I bought my practice in Marysville seven years ago when I retired from the Army. The retiring orthodontist had been in practice in the Everett/Marysville area for over thirty years.
In 1967 I graduated from West Point and was commissioned. I served in Vietnam as an artillery officer. Following that, I attended dental school at Creighton University. I went back into the Army after dental school as a general dentist and received my two years of orthodontic residency training while I was in the Army.
I’m the only doctor in my practice and I have six staff members: Receptionist, treatment coordinator, financial coordinator, and three orthodontic clinical assistants. We see about 65 patients on a busy day.
The practice has grown over the first six years. This was partially due to the growth of the community and partially because I updated my office, expanded and put some capital into building a state-of-the-art facility. But I had hit a plateau in production and collections and wanted to move on to the next level.
I had used very little marketing. My referral base was pretty much intact but not growing. I really felt that I had pretty good leadership skills from the Army, but this is certainly a different ballgame entirely. I was a commander with 120 men and $22 million worth of equipment. As combat officers, you had control of your resources and you had the commitment of your people. You don’t necessarily have that in private practice unless you develop it by earning your staff’s respect. I think in our society we are too fixed on “management” and not on leadership. That’s an area that Sterling emphasizes correctly.
I think there are some intangibles gained from Sterling that gives you much better control of your people skills—communication skills certainly. I found the communication course to be quite valuable in that regard. I gained a better understanding of human behavior, what makes people “tick” and how to deal with them where they are at. Sterling gave me a very realistic set of principles to use to gain understanding with anyone I am dealing with. Of course in our business we are dealing with parents who bring in kids, and they have a perceived problem. This is unlike general dentistry, where you often need to do some selling. Here, people walk in the door and there is already a perceived problem. But there is still a need to communicate exactly what the problem is, what happens if it doesn’t get fixed and how you will correct their problem. The Sterling training has helped me in that area.
Those are the primary areas Sterling has helped me with. I am presently implementing their marketing program and establishing an organizing board and job description manuals that teach my staff what their jobs are and how they fit with the organization.
Our production has increased a little more than 20%. Collections have increased as well. We had our best-ever production two months ago, and our best-ever collections in October. We’re more cohesive as a team and staff relations are better. We’re just a happier office than before Sterling.
Keeping statistics has helped. It has made the staff aware of where we are and where we want to go. I am running some games and when we hit our targets I’m writing out checks for bonuses. I’ve done that two out of the last four months. The staff really feels that they have a piece of the practice now and that’s important.
The focus of the practice is better as far as putting the numbers up in front of everybody. Nobody is intimidated or feels that the numbers are unreachable. That has helped to increase the focus of the practice. It has certainly helped to implement our practice mission statement, too, toward our goal to provide the very best service to our patients and do so in an efficient manner.
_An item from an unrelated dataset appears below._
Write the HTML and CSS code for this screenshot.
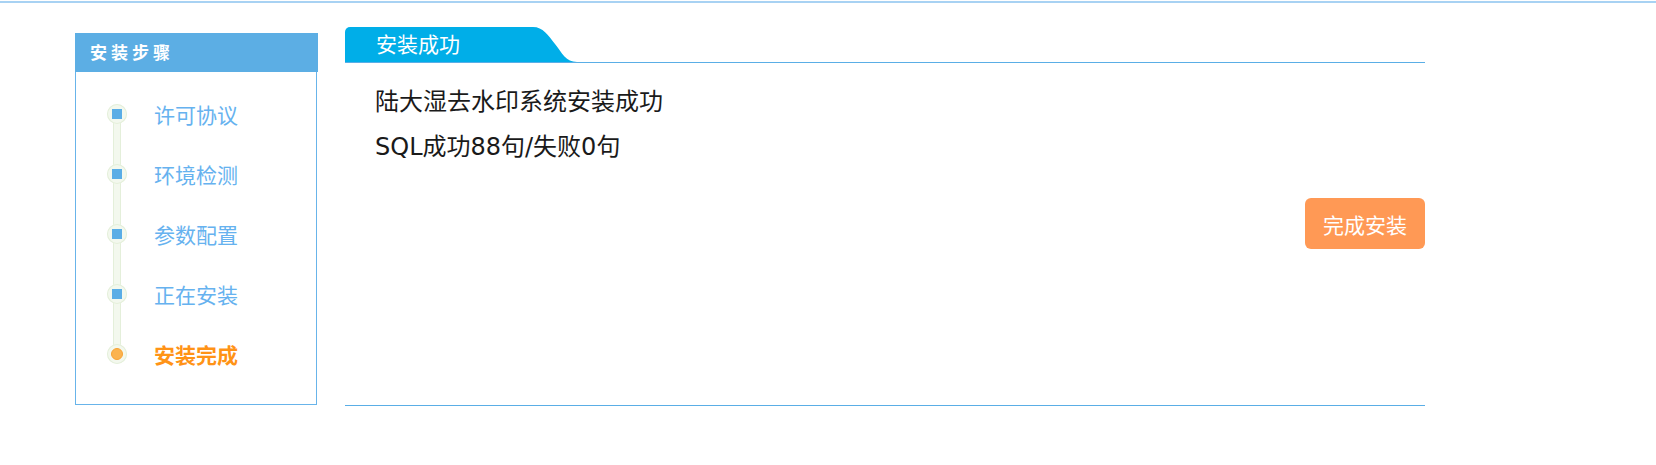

I am sure there has been a betterment in our patients’ perceived quality of our service because our communication is a lot better with them. That’s a big part of their perception—our effective communication—telling them what we’ve done and how well we’ve done it.
The Hubbard management technology is effective. There were even intangibles that I brought back from Sterling that have made me a happier camper and have made my relationship with the staff better.
My practice is getting busier. The important thing is that there is less stress while we’re here. We’ve really lowered the stress level here, and that, of course, was one of my aims.
We haven’t yet even fully reaped the benefits of the marketing that we are implementing, and I am anxious to see where that takes me. We’re still early in the program!
I would definitely recommend that an orthodontist looks at Sterling if he needs leadership, management and organizational skills. Sterling definitely provides that. The bottom line is how we are operating now. It is certainly better now than it was, and that was what I was looking for!